• _What you should do_
Take the lines from the top down to and including the one with "mt-[18px] size-12 shrink-0" and repeat them exactly. Omit images.

• _Recorded information_
━━━━━━

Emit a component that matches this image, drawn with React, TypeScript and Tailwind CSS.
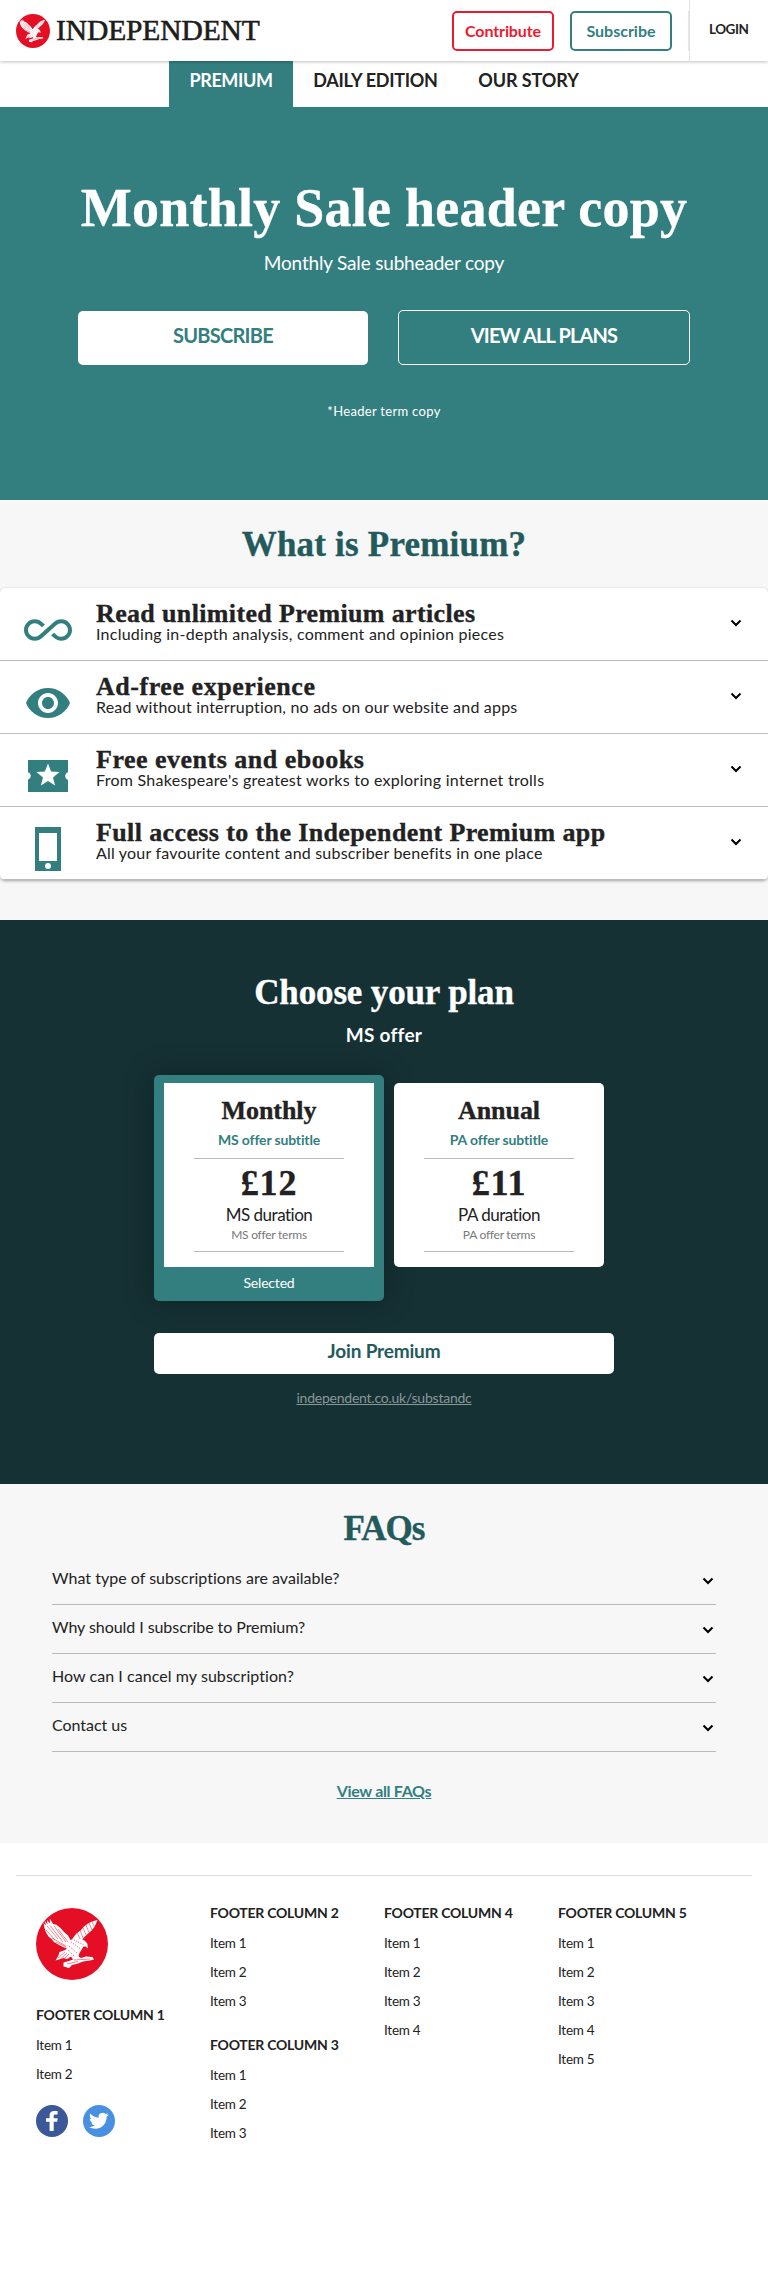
import type { ReactNode } from "react";

const Eagle = ({ className }: { className: string }) => (
  <svg viewBox="0 0 72 72" className={className} aria-hidden="true">
    <circle cx="36" cy="36" r="36" fill="#e50f25" />
    <g fill="#fff">
      <path d="M13.8 10.5 L17 16 L20.5 16.8 L24.5 20 L28 24 L32 27.5 L34.5 32 L37 31 L39 29.5 L42 30 L46 31 L49 33 L51.3 35.5 L52 40.5 L49.5 38.5 L47.5 38.5 L46 41 L43.5 45 L42.5 48.5 L45 50 L50 48.5 L56.5 49 L58 51.5 L54 52.5 L47 53.5 L42 55.5 L36 57 L33 60 L27.5 58.5 L27.5 54.5 L33 53 L37 51.5 L35 48.5 L31 51 L27.5 50 L19.5 52.5 L22.5 47.5 L23.5 44 L29 42 L31 40.5 L27 39 L24 37.5 L18 34 L15.5 31 L12.5 28.5 L10 24.5 L8.5 20 L7.5 15 L10 17.5 L8.5 12.5 L11.5 16.5 L11 12 L14 15.5 Z" />
      <path d="M61.5 12 L58.5 19 L55.5 22.5 L51 26.5 L46.5 31 L40 31.5 L36 31.5 L38 28.5 L41 25 L45 22 L48 18.5 L52 15.5 L56 13.5 Z" />
    </g>
    <g stroke="#e50f25" strokeWidth="0.5" fill="none">
      <path d="M11 18 L22 31 M14 17.5 L27 34 M18 18 L30 34 M10 22 L19 32 M22 21 L32 34 M16 30 L30 38 M20 34 L30 39" />
      <path d="M41 24 L44 31 M44 22 L47 30 M47 19.5 L50 27 M50 17 L53 24.5 M53 15 L56 22 M56 13.5 L58.5 19" />
      <path d="M22 50 L29 44 M25 50.5 L31 45 M29 50 L33 46 M38 52 L54 51 M31 56 L42 53.5" />
    </g>
    <path
      d="M35 34 L45 41 M33 38 L42 46 M38 32 L48 37 M32 42 L38 48"
      stroke="#e50f25"
      strokeWidth="0.7"
      strokeDasharray="1 1.4"
      fill="none"
    />
  </svg>
);

const Chevron = () => (
  <svg viewBox="0 0 12 8" className="h-2 w-3 shrink-0" aria-hidden="true">
    <path d="M1.5 1.5 L6 6 L10.5 1.5" fill="none" stroke="#000" strokeWidth="2" />
  </svg>
);

const icon = "ml-6 mt-[18px] size-12 shrink-0 fill-[#337f80]";

const InfinityIcon = () => (
  <svg viewBox="0 0 24 24" className={icon}>
    <path d="M18.6 6.62c-1.44 0-2.8.56-3.77 1.53L12 10.66 10.48 12h.01L7.8 14.39c-.64.64-1.49.99-2.4.99-1.87 0-3.39-1.51-3.39-3.38S3.53 8.62 5.4 8.62c.91 0 1.76.35 2.44 1.03l1.13 1 1.51-1.34L9.22 8.2C8.2 7.18 6.84 6.62 5.4 6.62 2.42 6.62 0 9.04 0 12s2.42 5.38 5.4 5.38c1.44 0 2.8-.56 3.77-1.53l2.83-2.5.01.01L13.52 12h-.01l2.69-2.39c.64-.64 1.49-.99 2.4-.99 1.87 0 3.39 1.51 3.39 3.38s-1.52 3.38-3.39 3.38c-.9 0-1.76-.35-2.44-1.03l-1.14-1.01-1.51 1.34 1.27 1.12c1.02 1.01 2.37 1.57 3.82 1.57 2.98 0 5.4-2.41 5.4-5.38s-2.42-5.37-5.4-5.37z" />
  </svg>
);
const EyeIcon = () => (
  <svg viewBox="0 0 24 24" className={icon}>
    <path d="M12 4.5C7 4.5 2.73 7.61 1 12c1.73 4.39 6 7.5 11 7.5s9.27-3.11 11-7.5c-1.73-4.39-6-7.5-11-7.5zM12 17c-2.76 0-5-2.24-5-5s2.24-5 5-5 5 2.24 5 5-2.24 5-5 5zm0-8c-1.66 0-3 1.34-3 3s1.34 3 3 3 3-1.34 3-3-1.34-3-3-3z" />
  </svg>
);
const TicketIcon = () => (
  <svg viewBox="0 0 24 24" className={icon}>
    <path
      fillRule="evenodd"
      d="M2 4H22V10.1A2 2 0 0 0 22 13.9V20H2V13.9A2 2 0 0 0 2 10.1ZM15.58 16.8L14.5 12.7 17.77 10 13.54 9.75 12 5.8 10.45 9.74 6.22 9.99 9.49 12.69 8.42 16.8 12 14.5Z"
    />
  </svg>
);
const PhoneIcon = () => (
  <svg viewBox="0 0 24 24" className={icon}>
    <path fillRule="evenodd" d="M5.5 1H18.5V23H5.5ZM7.5 4V18H16.5V4ZM12 19A1.5 1.5 0 1 0 12 22A1.5 1.5 0 1 0 12 19Z" />
  </svg>
);

const benefits: { Icon: () => ReactNode; title: string; text: string; titleTrack: string; track: string }[] = [
  { Icon: InfinityIcon, title: "Read unlimited Premium articles", text: "Including in-depth analysis, comment and opinion pieces", titleTrack: "tracking-[0.35px]", track: "tracking-[0.25px]" },
  { Icon: EyeIcon, title: "Ad-free experience", text: "Read without interruption, no ads on our website and apps", titleTrack: "tracking-[0.55px]", track: "tracking-[0.2px]" },
  { Icon: TicketIcon, title: "Free events and ebooks", text: "From Shakespeare's greatest works to exploring internet trolls", titleTrack: "tracking-[0.5px]", track: "tracking-[0.27px]" },
  { Icon: PhoneIcon, title: "Full access to the Independent Premium app", text: "All your favourite content and subscriber benefits in one place", titleTrack: "tracking-[0.38px]", track: "tracking-[0.2px]" },
];

const faqs = [
  { text: "What type of subscriptions are available?", track: "tracking-[0.02px]" },
  { text: "Why should I subscribe to Premium?", track: "tracking-[-0.06px]" },
  { text: "How can I cancel my subscription?", track: "tracking-[0.06px]" },
  { text: "Contact us", track: "tracking-[-0.03px]" },
];

const serif = "font-['Liberation_Serif',serif] font-bold [-webkit-text-stroke:0.35px_currentColor]";

const Plan = ({ name, prefix, price, className }: { name: string; prefix: string; price: string; className: string }) => (
  <div className={`flex h-[184px] w-[210px] flex-col items-center bg-white pt-[13px] ${className}`}>
    <h3 className={`${serif} text-[26px] leading-[30px] tracking-[-0.05px]`}>{name}</h3>
    <p className="mt-1 text-sm leading-5 font-bold tracking-[-0.15px] text-[#337f80]">{prefix} offer subtitle</p>
    <div className="mt-2 h-px w-[150px] bg-[#bbb]" />
    <p className={`${serif} mt-1.5 text-[36px] leading-9 tracking-[0.8px]`}>{price}</p>
    <p className="mt-0.5 text-[17px] leading-6 tracking-[-0.5px]">{prefix} duration</p>
    <p className="text-xs leading-4 tracking-[-0.25px] text-[#777]">{prefix} offer terms</p>
    <div className="mt-2 h-px w-[150px] bg-[#bbb]" />
  </div>
);

const FooterGroup = ({ n, count }: { n: number; count: number }) => (
  <div>
    <h4 className="text-sm leading-5 font-bold tracking-[-0.25px]">FOOTER COLUMN {n}</h4>
    <ul className="mt-1.5 -mb-px text-[13.5px] leading-[29px] tracking-[-0.25px]">
      {Array.from({ length: count }, (_, i) => (
        <li key={i}>Item {i + 1}</li>
      ))}
    </ul>
  </div>
);

export default function App() {
  return (
    <div className="min-h-[2276px] w-[768px] bg-white font-[Lato,sans-serif] whitespace-nowrap text-[#222]">
      <header className="relative z-10 flex h-[61px] bg-white shadow-[0_1px_3px_rgba(0,0,0,0.25)]">
        <Eagle className="mt-3.5 ml-4 size-[34px]" />
        <div className="mt-3 ml-1.5 w-[204px] font-['Liberation_Serif',serif] text-[29.5px] leading-[37px] tracking-[-0.1px] text-[#1d1d1b] [-webkit-text-stroke:0.6px_#1d1d1b]">INDEPENDENT</div>
        <button className="mt-[11px] ml-48 h-10 w-[102px] rounded-[5px] border-2 border-[#ec1a2e] text-base leading-9 font-bold tracking-[-0.1px] text-[#ec1a2e]">Contribute</button>
        <button className="mt-[11px] ml-4 h-10 w-[102px] rounded-[5px] border-2 border-[#337f80] text-base leading-9 font-bold text-[#337f80]">Subscribe</button>
        <div className="mt-[11px] ml-4 h-10 w-px bg-[#e2e8e8]" />
        <a className="h-[61px] w-[79px] border-l border-[#e2e2e2] pl-[19px] text-[13.5px] leading-[59px] font-bold tracking-[-0.5px]">LOGIN</a>
      </header>

      <nav className="flex h-[46px] justify-center text-center text-lg leading-[38px] font-bold">
        <a className="w-[124px] bg-[#337f80] tracking-[-0.4px] text-white">PREMIUM</a>
        <a className="w-[165px] tracking-[-0.28px]">DAILY EDITION</a>
        <a className="w-[141px] tracking-[-0.09px]">OUR STORY</a>
      </nav>

      <section className="flex h-[393px] flex-col items-center bg-[#337f80] text-white">
        <h1 className={`${serif} mt-[71px] text-[54px] leading-[60px] tracking-[0.25px]`}>Monthly Sale header copy</h1>
        <p className="mt-2.5 text-[19px] leading-[30px] tracking-[-0.18px]">Monthly Sale subheader copy</p>
        <div className="mt-8 flex items-end gap-[30px] text-center text-xl font-bold">
          <a className="h-[54px] w-[290px] rounded-[5px] bg-white leading-[48px] tracking-[-0.74px] text-[#337f80]">SUBSCRIBE</a>
          <a className="h-[55px] w-[292px] rounded-[5px] border border-white leading-[48px] tracking-[-0.86px]">VIEW ALL PLANS</a>
        </div>
        <p className="mt-9 text-[13px] leading-5 tracking-[0.31px]">*Header term copy</p>
      </section>

      <section className="h-[420px] bg-[#f7f7f7] pt-[25px]">
        <h2 className={`${serif} text-center text-[35px] leading-10 tracking-[0.2px] text-[#235a5c]`}>What is Premium?</h2>
        <div className="mt-[23px] overflow-hidden rounded-[5px] bg-white shadow-[0_1px_3px_rgba(0,0,0,0.35)]">
          {benefits.map(({ Icon, title, text, titleTrack, track }) => (
            <div key={title} className="flex h-[73px] border-b border-[#bbb]">
              <Icon />
              <div className="ml-6 flex-1 pt-[13px]">
                <h3 className={`${serif} text-[26px] leading-[26px] ${titleTrack}`}>{title}</h3>
                <p className={`-mt-px text-base leading-4 ${track}`}>{text}</p>
              </div>
              <div className="mt-[31px] mr-[26px]"><Chevron /></div>
            </div>
          ))}
        </div>
      </section>

      <section className="flex h-[564px] flex-col items-center bg-[#153134] pt-[53px]">
        <h2 className={`${serif} text-[35px] leading-10 tracking-[-0.15px] text-white`}>Choose your plan</h2>
        <p className="mt-2 text-[19px] leading-7 font-bold tracking-[0.25px] text-white">MS offer</p>
        <div className="mt-[26px] flex w-[460px] items-start">
          <div className="h-[226px] w-[230px] rounded-[5px] bg-[#337f80] px-2.5 pt-2 text-center shadow-[0_0_30px_rgba(0,0,0,0.3)]">
            <Plan name="Monthly" prefix="MS" price="£12" className="" />
            <p className="text-sm leading-8 tracking-[-0.19px] text-white">Selected</p>
          </div>
          <Plan name="Annual" prefix="PA" price="£11" className="mt-2 ml-2.5 rounded-[5px]" />
        </div>
        <button className="mt-8 h-[41px] w-[460px] rounded-[5px] bg-white pb-[5px] text-[19px] leading-9 font-bold tracking-[-0.17px] text-[#235a5c]">Join Premium</button>
        <a className="mt-3.5 text-sm leading-5 tracking-[-0.23px] text-[#8a9899] underline">independent.co.uk/substandc</a>
      </section>

      <section className="flex h-[359px] flex-col bg-[#f7f7f7] px-[52px] pt-[25px]">
        <h2 className={`${serif} text-center text-[35px] leading-10 tracking-[-0.98px] text-[#235a5c]`}>FAQs</h2>
        <ul className="mt-[7px]">
          {faqs.map(({ text, track }) => (
            <li key={text} className={`flex h-[49px] justify-between border-b border-[#bbb] pr-0.5 text-base leading-[44px] ${track}`}>
              {text}
              <div className="mt-[21px] leading-none"><Chevron /></div>
            </li>
          ))}
        </ul>
        <a className="mt-[27px] self-center text-base leading-6 font-bold tracking-[-0.31px] text-[#337f80] underline">View all FAQs</a>
      </section>

      <footer className="px-4 pt-8">
        <div className="flex border-t border-[#ddd] px-5 pt-[27px]">
          <div className="w-[174px]">
            <Eagle className="mt-[5px] mb-[25px] size-[72px]" />
            <FooterGroup n={1} count={2} />
            <div className="mt-[17px] flex gap-[15px]">
              <svg viewBox="0 0 32 32" className="size-8">
                <circle cx="16" cy="16" r="16" fill="#3b5998" />
                <path d="M13.6 26V16.8H10V13.2H13.6V11C13.6 7.4 15.2 6 18.3 6H21.6V9.6H19.4C17.9 9.6 17.7 10.2 17.7 11.4V13.2H21.7L21.2 16.8H17.7V26Z" fill="#fff" />
              </svg>
              <svg viewBox="0 0 32 32" className="size-8">
                <circle cx="16" cy="16" r="16" fill="#4a90e2" />
                <path transform="translate(6 6) scale(0.82)" d="M23.953 4.57a10 10 0 01-2.825.775 4.958 4.958 0 002.163-2.723c-.951.555-2.005.959-3.127 1.184a4.92 4.92 0 00-8.384 4.482C7.69 8.095 4.067 6.13 1.64 3.162a4.822 4.822 0 00-.666 2.475c0 1.71.87 3.213 2.188 4.096a4.904 4.904 0 01-2.228-.616v.06a4.923 4.923 0 003.946 4.827 4.996 4.996 0 01-2.212.085 4.936 4.936 0 004.604 3.417 9.867 9.867 0 01-6.102 2.105c-.39 0-.779-.023-1.17-.067a13.995 13.995 0 007.557 2.209c9.053 0 13.998-7.496 13.998-13.985 0-.21 0-.42-.015-.63A9.935 9.935 0 0024 4.59z" fill="#fff" />
              </svg>
            </div>
          </div>
          <div className="flex w-[174px] flex-col gap-5">
            <FooterGroup n={2} count={3} />
            <FooterGroup n={3} count={3} />
          </div>
          <div className="w-[174px]"><FooterGroup n={4} count={4} /></div>
          <div><FooterGroup n={5} count={5} /></div>
        </div>
      </footer>
    </div>
  );
}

━━━━━━

• _Reply_
Emit a component that matches this image, drawn with React, TypeScript and Tailwind CSS.
import type { ReactNode } from "react";

const Eagle = ({ className }: { className: string }) => (
  <svg viewBox="0 0 72 72" className={className} aria-hidden="true">
    <circle cx="36" cy="36" r="36" fill="#e50f25" />
    <g fill="#fff">
      <path d="M13.8 10.5 L17 16 L20.5 16.8 L24.5 20 L28 24 L32 27.5 L34.5 32 L37 31 L39 29.5 L42 30 L46 31 L49 33 L51.3 35.5 L52 40.5 L49.5 38.5 L47.5 38.5 L46 41 L43.5 45 L42.5 48.5 L45 50 L50 48.5 L56.5 49 L58 51.5 L54 52.5 L47 53.5 L42 55.5 L36 57 L33 60 L27.5 58.5 L27.5 54.5 L33 53 L37 51.5 L35 48.5 L31 51 L27.5 50 L19.5 52.5 L22.5 47.5 L23.5 44 L29 42 L31 40.5 L27 39 L24 37.5 L18 34 L15.5 31 L12.5 28.5 L10 24.5 L8.5 20 L7.5 15 L10 17.5 L8.5 12.5 L11.5 16.5 L11 12 L14 15.5 Z" />
      <path d="M61.5 12 L58.5 19 L55.5 22.5 L51 26.5 L46.5 31 L40 31.5 L36 31.5 L38 28.5 L41 25 L45 22 L48 18.5 L52 15.5 L56 13.5 Z" />
    </g>
    <g stroke="#e50f25" strokeWidth="0.5" fill="none">
      <path d="M11 18 L22 31 M14 17.5 L27 34 M18 18 L30 34 M10 22 L19 32 M22 21 L32 34 M16 30 L30 38 M20 34 L30 39" />
      <path d="M41 24 L44 31 M44 22 L47 30 M47 19.5 L50 27 M50 17 L53 24.5 M53 15 L56 22 M56 13.5 L58.5 19" />
      <path d="M22 50 L29 44 M25 50.5 L31 45 M29 50 L33 46 M38 52 L54 51 M31 56 L42 53.5" />
    </g>
    <path
      d="M35 34 L45 41 M33 38 L42 46 M38 32 L48 37 M32 42 L38 48"
      stroke="#e50f25"
      strokeWidth="0.7"
      strokeDasharray="1 1.4"
      fill="none"
    />
  </svg>
);

const Chevron = () => (
  <svg viewBox="0 0 12 8" className="h-2 w-3 shrink-0" aria-hidden="true">
    <path d="M1.5 1.5 L6 6 L10.5 1.5" fill="none" stroke="#000" strokeWidth="2" />
  </svg>
);

const icon = "ml-6 mt-[18px] size-12 shrink-0 fill-[#337f80]";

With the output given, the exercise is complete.